Prime Minister Stephen Harper met African Union head Thomas Boni Yayi of Benin in Ottawa last week, rejecting his request that Canada and other NATO countries contribute troops to the intervention force, according to The Canadian Press.

[ Related: African Union head wants NATO to help fight Mali rebels ]

Harper reiterated Ottawa's support for the UN-backed plan but was pretty vague past that.

"We are providing humanitarian aid to this region, which is important and we are consulting with, and working with, and will continue diplomatically with our allies in the west and obviously our friends in Africa on ways that we can be of assistance," he said.

But Canadian forces have been nibbling quietly around the edges of the conflict.

But last week, the Globe and Mail reported Canada would provide military training in Niger, which borders Mali and could potentially face the same kind of Islamist threat.
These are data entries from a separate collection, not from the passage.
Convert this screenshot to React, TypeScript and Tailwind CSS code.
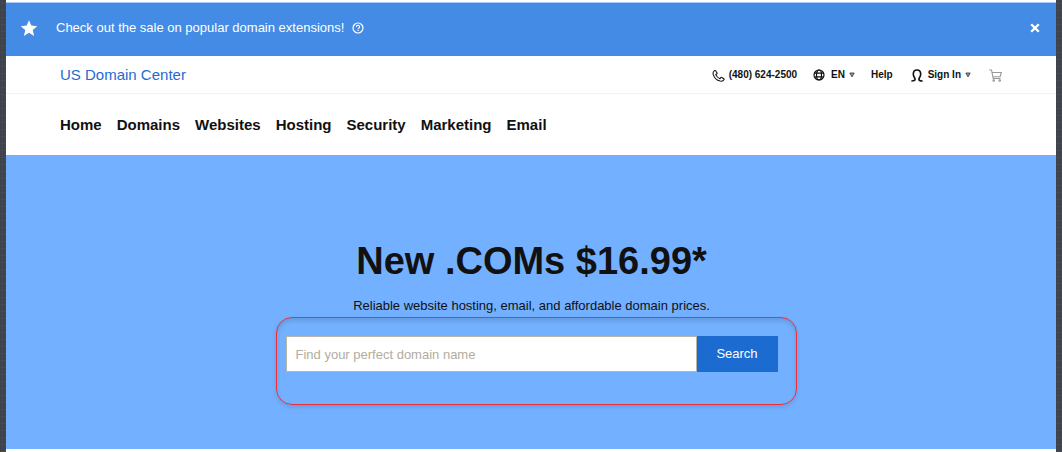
import React from 'react';

const navLinks = ['Home', 'Domains', 'Websites', 'Hosting', 'Security', 'Marketing', 'Email'];

const StarIcon = () => (
  <svg viewBox="0 0 24 24" className="w-[18px] h-[18px] shrink-0" fill="currentColor" aria-hidden="true">
    <path d="M12 1.5l3.1 7.3 7.9.7-6 5.2 1.8 7.8L12 18.4l-6.8 4.1L7 14.7 1 9.5l7.900-.7z" />
  </svg>
);

const HelpIcon = () => (
  <svg viewBox="0 0 12 12" className="w-3 h-3 shrink-0" fill="none" stroke="currentColor" aria-hidden="true">
    <circle cx="6" cy="6" r="5" strokeWidth="1.200" />
    <path d="M4.400 4.900a1.600 1.500 0 1 1 2.500 1.200c-.6.400-.9.600-.9 1.200" strokeWidth="1.100" />
    <path d="M6 8.100v1" strokeWidth="1.200" />
  </svg>
);

const CloseIcon = () => (
  <svg viewBox="0 0 10 10" className="w-[10px] h-[10px]" fill="none" stroke="currentColor" strokeWidth="2.300" aria-hidden="true">
    <path d="M1.200 1.200l7.600 7.600M8.800 1.200L1.200 8.800" />
  </svg>
);

const PhoneIcon = () => (
  <svg viewBox="0 0 24 24" className="w-[13px] h-[13px]" fill="none" stroke="currentColor" strokeWidth="2" strokeLinejoin="round" aria-hidden="true">
    <path d="M4.500 3C2.500 4.500 1.300 6.500 2.200 10 4 16 9 21 15 22.300c3.500.6 6-.3 7.300-2.800.3-.7.100-1.200-.5-1.600L18 15.600c-.8-.4-1.500-.2-2 .5l-1.200 1.700C11.500 16.500 8.200 13.500 6.900 10.300l1.800-1.100c.7-.5.900-1.200.5-1.900L6.700 3.300C6.200 2.600 5.300 2.400 4.500 3z" />
  </svg>
);

const GlobeIcon = () => (
  <svg viewBox="0 0 12 12" className="w-3 h-3" fill="none" stroke="currentColor" strokeWidth="1.200" aria-hidden="true">
    <circle cx="6" cy="6" r="5" />
    <ellipse cx="6" cy="6" rx="2.500" ry="5" />
    <path d="M1.400 4.200h9.200M1.400 7.800h9.200" />
  </svg>
);

const UserIcon = () => (
  <svg viewBox="0 0 12 13" className="w-3 h-[13px]" fill="none" stroke="currentColor" strokeWidth="1.600" aria-hidden="true">
    <path d="M.4 12c2.400 0 3.700-.5 3.700-1.800 0-1.500-1.800-2.300-1.800-5C2.300 2.500 3.700 1 6 1s3.700 1.500 3.700 4.200c0 2.700-1.800 3.500-1.800 5 0 1.300 1.300 1.800 3.700 1.800" />
  </svg>
);

const CartIcon = () => (
  <svg viewBox="0 0 13 13" className="w-[13px] h-[13px]" fill="none" stroke="currentColor" strokeWidth="1.100" aria-hidden="true">
    <path d="M.2 1h2.300l1.700 8.500h7.300M3 3.500h9.300l-1.200 4.200H4" />
    <circle cx="4.700" cy="11.500" r=".8" />
    <circle cx="10.700" cy="11.500" r=".8" />
  </svg>
);

const CaretIcon = () => (
  <svg viewBox="0 0 6 6" className="w-[6px] h-[6px]" aria-hidden="true">
    <path d="M.8 1h4.400L3 4.900z" fill="#999" stroke="#333" strokeWidth=".8" />
  </svg>
);

const App: React.FC = () => {
  return (
    <div className="min-h-screen bg-[#41454e] bg-[repeating-linear-gradient(0deg,#ffffff08_0px,#ffffff08_1px,transparent_1px,transparent_7px),repeating-linear-gradient(90deg,#00000010_0px,#00000010_1px,transparent_1px,transparent_3px)] px-[6px] font-['Liberation_Sans',Arial,sans-serif]">
      <div className="min-h-screen bg-white pt-[2px]">
        {/* Sale banner */}
        <div className="flex items-center h-[54px] pb-1 pl-[14px] pr-4 bg-[#448be5] border-t border-[#a9cbf5] text-white">
          <StarIcon />
          <p className="ml-[18px] text-[13px] leading-4">Check out the sale on popular domain extensions!</p>
          <button type="button" aria-label="Sale details" className="ml-2">
            <HelpIcon />
          </button>
          <button type="button" aria-label="Close" className="ml-auto">
            <CloseIcon />
          </button>
        </div>

        {/* Top bar */}
        <header className="flex items-center justify-between h-[38px] pl-[54px] pr-[54px] border-b border-[#f2f2f2]">
          <a href="#" className="text-[15px] leading-5 text-[#1f6bce]">US Domain Center</a>
          <div className="flex items-center pt-px text-[10px] leading-4 font-bold text-[#111111]">
            <a href="tel:4806242500" className="flex items-center gap-1">
              <PhoneIcon />
              (480) 624-2500
            </a>
            <button type="button" className="flex items-center ml-4">
              <GlobeIcon />
              <span className="ml-[6px] mr-1">EN</span>
              <CaretIcon />
            </button>
            <a href="#" className="ml-4">Help</a>
            <button type="button" className="flex items-center ml-[18px]">
              <UserIcon />
              <span className="ml-[5px] mr-1">Sign In</span>
              <CaretIcon />
            </button>
            <a href="#" aria-label="Cart" className="ml-[18px] text-[#999999]">
              <CartIcon />
            </a>
          </div>
        </header>

        {/* Main navigation */}
        <nav className="flex items-center gap-[15px] h-[61px] pl-[54px] text-[15px] leading-5 font-bold text-[#111111]">
          {navLinks.map((link) => (
            <a key={link} href="#">{link}</a>
          ))}
        </nav>

        {/* Hero */}
        <main className="flex flex-col items-center bg-[#73b0ff] pl-[17px] pr-4 pt-[81px] pb-[77px] text-[#111111]">
          <h1 className="text-[38px] leading-[50px] font-bold">New .COMs $16.99*</h1>
          <p className="mt-3 text-[13px] leading-4">Reliable website hosting, email, and affordable domain prices.</p>
          <form className="relative flex w-full max-w-[492px] mt-[22px]" onSubmit={(e) => e.preventDefault()}>
            <input
              type="text"
              aria-label="Domain name"
              placeholder="Find your perfect domain name"
              className="flex-1 min-w-0 h-9 px-[9px] bg-white border border-[#b5b5a9] text-[13px] leading-4 placeholder:text-[#b1ada0] outline-none"
            />
            <button type="submit" className="w-[81px] h-9 bg-[#1c6bd0] text-white text-[13px] leading-4">
              Search
            </button>
            {/* Highlight frame */}
            <div className="absolute -top-[19px] -bottom-[33px] -left-[10px] -right-[19px] border border-[#ee2f38] rounded-[16px] pointer-events-none shadow-[0_2px_4px_#00000020,inset_0_3px_4px_#00000020]" />
          </form>
        </main>
      </div>
    </div>
  );
};

export default App;
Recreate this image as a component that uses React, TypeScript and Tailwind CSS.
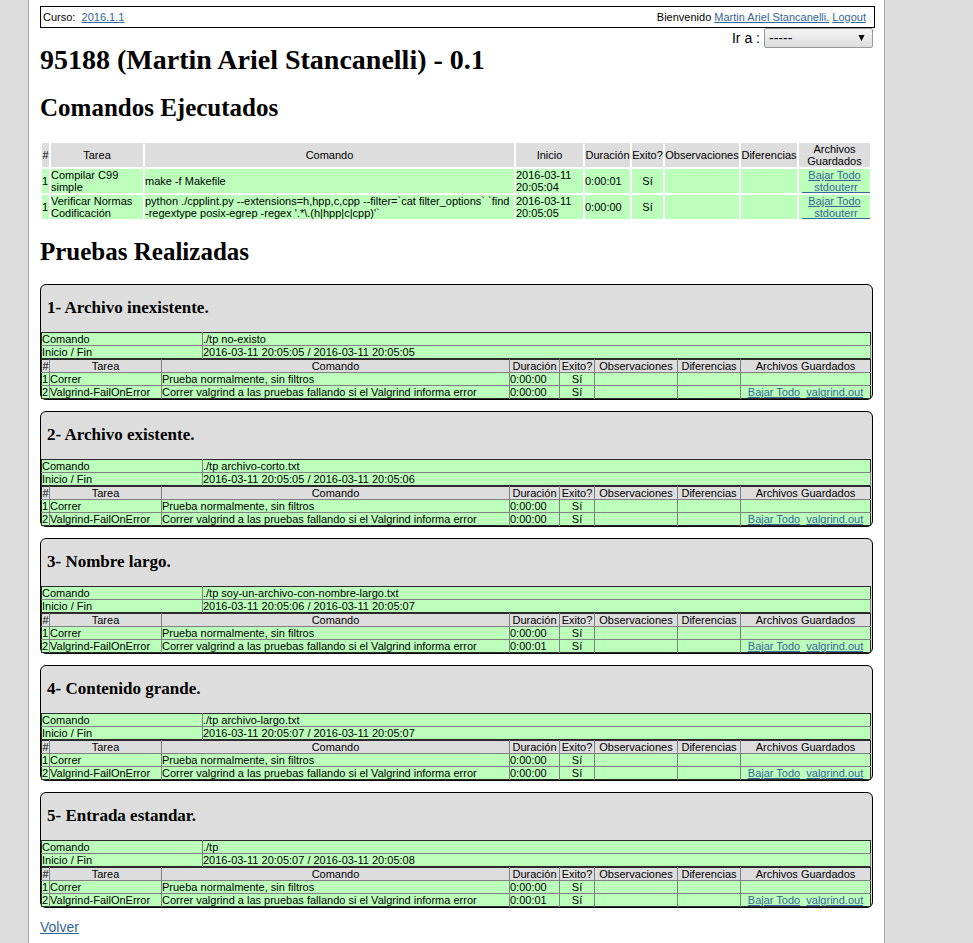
const GREEN_ROW = "bg-[#bbffbb]";
const link = "text-[#336699] underline";

type Command = { task: string; command: string; start: string; duration: string };
type Test = { title: string; command: string; range: string; durations: [string, string] };

const commands: Command[] = [
  { task: "Compilar C99 simple", command: "make -f Makefile", start: "2016-03-11 20:05:04", duration: "0:00:01" },
  {
    task: "Verificar Normas Codificación",
    command:
      "python ./cpplint.py --extensions=h,hpp,c,cpp --filter=`cat filter_options` `find -regextype posix-egrep -regex '.*\\.(h|hpp|c|cpp)'`",
    start: "2016-03-11 20:05:05",
    duration: "0:00:00",
  },
];

const tests: Test[] = [
  { title: "1- Archivo inexistente.", command: "./tp no-existo", range: "2016-03-11 20:05:05 / 2016-03-11 20:05:05", durations: ["0:00:00", "0:00:00"] },
  { title: "2- Archivo existente.", command: "./tp archivo-corto.txt", range: "2016-03-11 20:05:05 / 2016-03-11 20:05:06", durations: ["0:00:00", "0:00:00"] },
  { title: "3- Nombre largo.", command: "./tp soy-un-archivo-con-nombre-largo.txt", range: "2016-03-11 20:05:06 / 2016-03-11 20:05:07", durations: ["0:00:00", "0:00:01"] },
  { title: "4- Contenido grande.", command: "./tp archivo-largo.txt", range: "2016-03-11 20:05:07 / 2016-03-11 20:05:07", durations: ["0:00:00", "0:00:00"] },
  { title: "5- Entrada estandar.", command: "./tp", range: "2016-03-11 20:05:07 / 2016-03-11 20:05:08", durations: ["0:00:00", "0:00:01"] },
];

function CommandsTable() {
  return (
    <table className="mr-[3px] w-[calc(100%-3px)] table-fixed border-separate border-spacing-[2px] text-[11px] leading-[12px]">
      <colgroup>
        <col className="w-[7px]" />
        <col className="w-[92px]" />
        <col />
        <col className="w-[67px]" />
        <col className="w-[45px]" />
        <col className="w-[31px]" />
        <col className="w-[74px]" />
        <col className="w-[56px]" />
        <col className="w-[71px]" />
      </colgroup>
      <thead>
        <tr className="bg-[#dddddd]">
          {["#", "Tarea", "Comando", "Inicio", "Duración", "Exito?", "Observaciones", "Diferencias", "Archivos Guardados"].map((h) => (
            <th key={h} className="p-0 text-center font-normal">{h}</th>
          ))}
        </tr>
      </thead>
      <tbody>
        {commands.map((c) => (
          <tr key={c.task} className={GREEN_ROW}>
            <td className="p-0">1</td>
            <td className="p-0">{c.task}</td>
            <td className="p-0">{c.command}</td>
            <td className="p-0">{c.start}</td>
            <td className="p-0">{c.duration}</td>
            <td className="p-0 text-center">Sí</td>
            <td className="p-0" />
            <td className="p-0" />
            <td className="p-0 text-center">
              <a href="#todo" className={link}>Bajar Todo</a>{" \u00a0"}
              <a href="#stdouterr" className={link}>{"\u00a0\u00a0\u00a0\u00a0stdouterr\u00a0\u00a0\u00a0\u00a0"}</a>
            </td>
          </tr>
        ))}
      </tbody>
    </table>
  );
}

function TestCard({ test }: { test: Test }) {
  const cell = "border-r border-b border-[#808080] p-0";
  const tail = "border-b border-[#808080] p-0";
  const steps = [
    { name: "Correr", text: "Prueba normalmente, sin filtros" },
    { name: "Valgrind-FailOnError", text: "Correr valgrind a las pruebas fallando si el Valgrind informa error" },
  ];
  return (
    <section className="rounded-[6px] border border-black bg-[#dddddd] pr-px">
      <h3 className="pt-[12px] pb-[14px] pl-[6px] font-['Liberation_Serif',serif] text-[17px] leading-[21px] font-bold">{test.title}</h3>
      <table className="w-full table-fixed border-collapse border border-[#2b2b2b] text-[11px] leading-[12px]">
        <colgroup>
          <col className="w-[161px]" />
          <col />
        </colgroup>
        <tbody className={GREEN_ROW}>
          <tr>
            <th scope="row" className={`${cell} text-left font-normal`}>Comando</th>
            <td className={tail}>{test.command}</td>
          </tr>
          <tr>
            <th scope="row" className="border-r border-[#808080] p-0 text-left font-normal">Inicio / Fin</th>
            <td className="border-r border-[#808080] p-0">{test.range}</td>
          </tr>
        </tbody>
      </table>
      <table className="w-full table-fixed border-collapse border border-[#2b2b2b] text-[11px] leading-[12px]">
        <colgroup>
          <col className="w-[8px]" />
          <col className="w-[112px]" />
          <col />
          <col className="w-[50px]" />
          <col className="w-[35px]" />
          <col className="w-[83px]" />
          <col className="w-[63px]" />
          <col className="w-[130px]" />
        </colgroup>
        <thead>
          <tr>
            {["#", "Tarea", "Comando", "Duración", "Exito?", "Observaciones", "Diferencias", "Archivos Guardados"].map((h, i) => (
              <th key={h} className={`${i === 7 ? tail : cell} text-center font-normal`}>{h}</th>
            ))}
          </tr>
        </thead>
        <tbody className={GREEN_ROW}>
          {steps.map((s, i) => {
            const inner = i === 0 ? cell : "border-r border-[#808080] p-0";
            return (
              <tr key={s.name}>
                <td className={inner}>{i + 1}</td>
                <td className={inner}>{s.name}</td>
                <td className={inner}>{s.text}</td>
                <td className={inner}>{test.durations[i]}</td>
                <td className={`${inner} text-center`}>Sí</td>
                <td className={inner} />
                <td className={inner} />
                <td className={`${i === 0 ? tail : "p-0"} h-[12px] text-center`}>
                  {i === 1 && (
                    <>
                      <a href="#todo" className={link}>Bajar Todo</a>
                      {"\u00a0 "}
                      <a href="#valgrind" className={link}>valgrind.out</a>
                    </>
                  )}
                </td>
              </tr>
            );
          })}
        </tbody>
      </table>
    </section>
  );
}

export default function App() {
  return (
    <div className="min-h-screen bg-[#dddddd] pr-[88px] pl-[28px] font-['Liberation_Sans',Arial,sans-serif] text-black">
      <div className="min-h-screen border-x border-[#a9a9a9] bg-white pt-[6px] pr-[9px] pb-[7px] pl-[11px]">
        <header className="flex h-[22px] items-center justify-between border border-black pr-[8px] pl-[2px] text-[11px] leading-[12px]">
          <div>
            Curso:{"\u00a0 "}
            <a href="#curso" className={link}>2016.1.1</a>
          </div>
          <div>
            Bienvenido <a href="#perfil" className={link}>Martin Ariel Stancanelli.</a>{" "}
            <a href="#logout" className={link}>Logout</a>
          </div>
        </header>
        <div className="mr-[2px] flex h-[20px] items-center justify-end gap-[4px] text-[14px]">
          <label htmlFor="goto">Ir a :</label>
          <div className="relative">
            <select
              id="goto"
              className="block h-[20px] w-[109px] appearance-none rounded-[2px] border border-[#999999] bg-linear-to-b from-[#f4f4f4] to-[#dddddd] pl-[4px] text-[14px] leading-[16px]"
            >
              <option>-----</option>
            </select>
            <svg className="pointer-events-none absolute top-[7px] right-[8px]" width="7" height="6" viewBox="0 0 7 6" aria-hidden="true">
              <path d="M0.5 0H6.5L3.5 6Z" fill="black" />
            </svg>
          </div>
        </div>
        <h1 className="-mt-[4px] font-['Liberation_Serif',serif] text-[28px] leading-[32px] font-bold">
          95188 (Martin Ariel Stancanelli) - 0.1
        </h1>
        <h2 className="mt-[18px] mb-[19px] font-['Liberation_Serif',serif] text-[25px] leading-[28px] font-bold">Comandos Ejecutados</h2>
        <CommandsTable />
        <h2 className="mt-[17px] mb-[18px] font-['Liberation_Serif',serif] text-[25px] leading-[28px] font-bold">Pruebas Realizadas</h2>
        <div className="mr-[2px] flex flex-col gap-[11px]">
          {tests.map((t) => (
            <TestCard key={t.title} test={t} />
          ))}
        </div>
        <div className="mt-[11px] text-[14px] leading-[16px]">
          <a href="#volver" className={link}>Volver</a>
        </div>
      </div>
    </div>
  );
}
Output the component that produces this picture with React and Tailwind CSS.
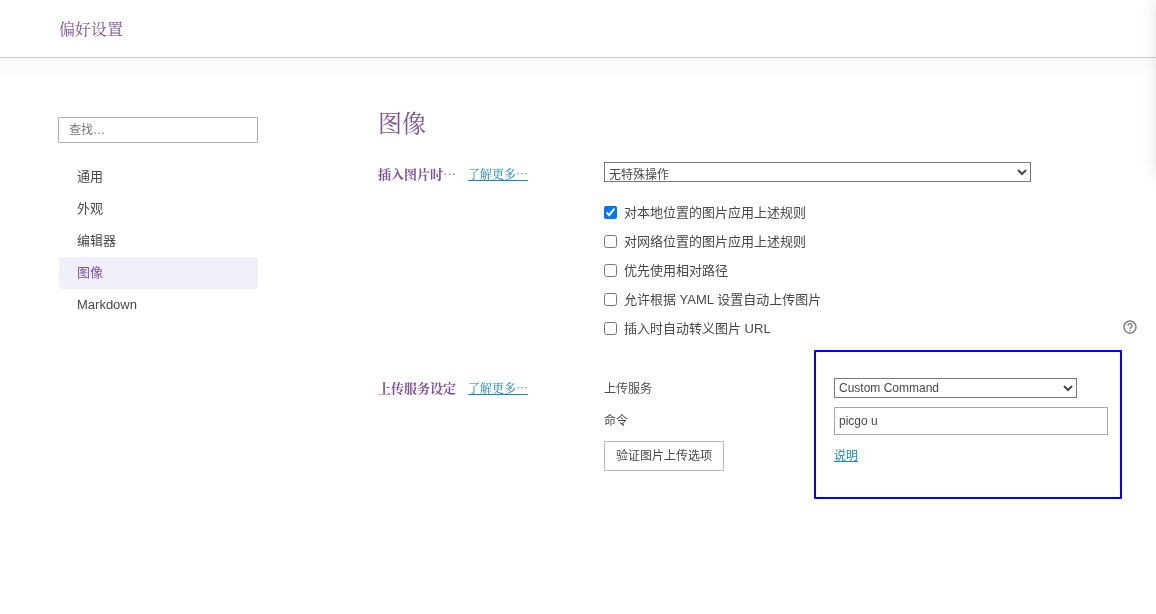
import React, { useState } from 'react';
import { MdHelpOutline } from 'react-icons/md';

const NAV_ITEMS = ['通用', '外观', '编辑器', '图像', 'Markdown'];

const RULES = [
    { id: 'local', label: '对本地位置的图片应用上述规则', checked: true },
    { id: 'network', label: '对网络位置的图片应用上述规则', checked: false },
    { id: 'relative', label: '优先使用相对路径', checked: false },
    { id: 'yaml', label: '允许根据 YAML 设置自动上传图片', checked: false },
    { id: 'escape', label: '插入时自动转义图片 URL', checked: false },
];

const SectionLabel = ({ title }) => (
    <div className="flex w-[226px] shrink-0 items-center gap-3 font-['Noto_Serif_CJK_SC',serif]" lang="zh-CN">
        <h3 className="text-[13px] leading-5 font-bold text-[#7e5198]">{title}</h3>
        <a href="#more" className="text-xs leading-5 text-[#1b86c3] underline">了解更多…</a>
    </div>
);

const Sidebar = ({ active, onSelect }) => (
    <aside className="w-[200px] shrink-0">
        <input
            type="search"
            aria-label="查找"
            placeholder="查找…"
            className="block h-[26px] w-full rounded-[1px] border border-[#aaa] px-2.5 text-xs outline-none placeholder:text-[#777]"
        />
        <nav className="mt-[18px] ml-px flex flex-col">
            {NAV_ITEMS.map((item) => (
                <button
                    key={item}
                    type="button"
                    onClick={() => onSelect(item)}
                    className={
                        item === active
                            ? 'h-8 rounded-[3px] bg-[#f1eff9] px-[18px] text-left text-[#8158a3]'
                            : 'h-8 rounded-[3px] px-[18px] text-left'
                    }
                >
                    {item}
                </button>
            ))}
        </nav>
    </aside>
);

const App = () => {
    const [active, setActive] = useState('图像');

    return (
        <div className="min-h-screen bg-white font-['Liberation_Sans','Noto_Sans_CJK_SC',sans-serif] text-[13px] text-[#484848]">
            <div className="relative min-h-screen overflow-hidden will-change-transform">
                <div className="absolute top-0 left-full h-[175px] w-10 shadow-[0_0_16px_rgba(0,0,0,0.12)]"></div>
                <header className="flex h-[58px] items-center border-b border-[#ccc] px-[59px] pt-[3px] shadow-[0_0_24px_8px_rgba(0,0,0,0.03)]">
                    <h1 className="font-['Liberation_Serif','Noto_Serif_CJK_SC',serif] text-base text-[#7e5198]">偏好设置</h1>
                </header>

                <div className="flex gap-[120px] pt-[59px] pr-[19px] pl-[58px]">
                    <Sidebar active={active} onSelect={setActive} />

                    <main className="-mt-[11px] min-w-0 grow">
                        <h2 className="font-['Liberation_Serif','Noto_Serif_CJK_SC',serif] text-2xl leading-9 text-[#7e5198]">图像</h2>

                        <section className="mt-5 flex items-start">
                            <div className="pt-0.5">
                                <SectionLabel title="插入图片时…" />
                            </div>
                            <div className="min-w-0 grow">
                                <select
                                    aria-label="插入图片时"
                                    className="block h-5 w-[427px] max-w-full appearance-auto border border-[#767676] bg-white pt-1 text-xs"
                                >
                                    <option>无特殊操作</option>
                                </select>
                                <ul className="mt-4">
                                    {RULES.map((rule) => (
                                        <li key={rule.id} className="flex h-[29px] items-center justify-between">
                                            <label className="flex items-center gap-[7px]">
                                                <input type="checkbox" defaultChecked={rule.checked} className="size-[13px]" />
                                                {rule.label}
                                            </label>
                                            {rule.id === 'escape' && (
                                                <button type="button" aria-label="帮助" className="-mr-px pb-[3px] text-[#777]">
                                                    <MdHelpOutline size={16} />
                                                </button>
                                            )}
                                        </li>
                                    ))}
                                </ul>
                            </div>
                        </section>

                        <section className="mt-[7px] flex items-start">
                            <div className="pt-7">
                                <SectionLabel title="上传服务设定" />
                            </div>
                            <div className="w-[210px] shrink-0 pt-[23px] text-xs">
                                <label htmlFor="service" className="flex h-8 items-center">上传服务</label>
                                <label htmlFor="command" className="flex h-8 items-center">命令</label>
                                <button type="button" className="mt-1 h-[30px] w-[120px] border border-[#bbb] text-xs">
                                    验证图片上传选项
                                </button>
                            </div>
                            <div className="mr-[15px] h-[149px] min-w-0 grow rounded-[1px] border-2 border-[#0000ff] px-[18px] pt-[26px]">
                                <select
                                    id="service"
                                    className="block h-5 w-[243px] appearance-auto border border-[#767676] bg-white text-xs"
                                >
                                    <option>Custom Command</option>
                                </select>
                                <input
                                    id="command"
                                    type="text"
                                    defaultValue="picgo u"
                                    className="mt-[9px] block h-7 w-[274px] border border-[#aaa] px-1 text-xs outline-none"
                                />
                                <a href="#help" className="mt-[11px] inline-block text-xs leading-5 text-[#1b86c3] underline">说明</a>
                            </div>
                        </section>
                    </main>
                </div>
            </div>
        </div>
    );
};

export default App;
Niger is also expected to be a large contributor to the 3,000-member African Union force destined for Mali.

An RCAF C-17 was in the region delivering roughly two dozen special operations personnel to Niger for preliminary training in advance of Exercise Flintlock, a regional annual anti-terrorism war game run by the U.S. military, the Globe said.

[ Related: Canadian C-17 joins allied efforts en route to Mali ]

Ottawa didn't trumpet this week's C-17 mission either. According to the Ottawa Citizen, the government's hand was forced by a tweet Sunday by the president of Mali that Canada, the U.S. and Britain were providing logistical support for France. At the same time it stressed Canadian personnel were not being put in harms way.

“Today our government received a specific request from the French government for heavy-lift aircraft to assist in the transport of equipment into the Malian capital of Bamako, a location that is not part of any active combat zone,” Harper said in a statement released Monday.

Harper said the government "is not, and will not be, considering a direct military mission in Mali ..."

“The Government of Canada will support our allies in this request and will be providing one RCAF C-17 transport aircraft in a non-combat role to support operations for a period of one week. The RCAF aircraft will not operate in any combat zone.

"At no time will Canadian Armed Forces members be participating in direct action against insurgent forces in Mali."

Some Canadians with experience in Africa certainly are pushing for Canada to take a role in the conflict.

Former Canadian diplomat Robert Fowler, who was held captive for 130 days by the same al-Qaeda group now fighting in Mali, said the African intervention force stands little chance of wiping out the jihadist threat by themselves.

"Should al-Qaeda in the Islamic Maghreb even partly succeed – in concert with their murderous jihadi brothers in Boko Haram and al Shabaab – it would create an economic and humanitarian disaster of barely imaginable dimensions," Fowler wrote in the Globe last week.

"And we also know that, given such an eventuality, we would then be required by popular insistence (the suffering of Darfur would pale in comparison) to intervene."

Senator and former general Roméo Dallaire, who led the failed UN effort to prevent the genocide in Rwanda, and academic Kyle Matthews of Concordia University, co-wrote a column Monday in the National Post urging Canada to wade in now.

"Not only do Canadian troops speak French, an important skill in this part of Africa, but they also have far-reaching combat and peacekeeping experience," they wrote.

Canada has urged for a return to democratic rule in Mali, where a coup last March destabilized the country and helped the rebels consolidate their position. But Dallaire and Matthews said waiting for that to happen will be too late. They echoed Yayi's warning that "each day that we wait is a bad thing."

[ Related: France steps up Mali operation, Africans try to catch up ]

"France understood this warning," they wrote. "Is anybody else in the West listening?"

For Canadians, the question coming out of this week's development is whether that C-17 should be the limit of Canada's commitment or just the beginning.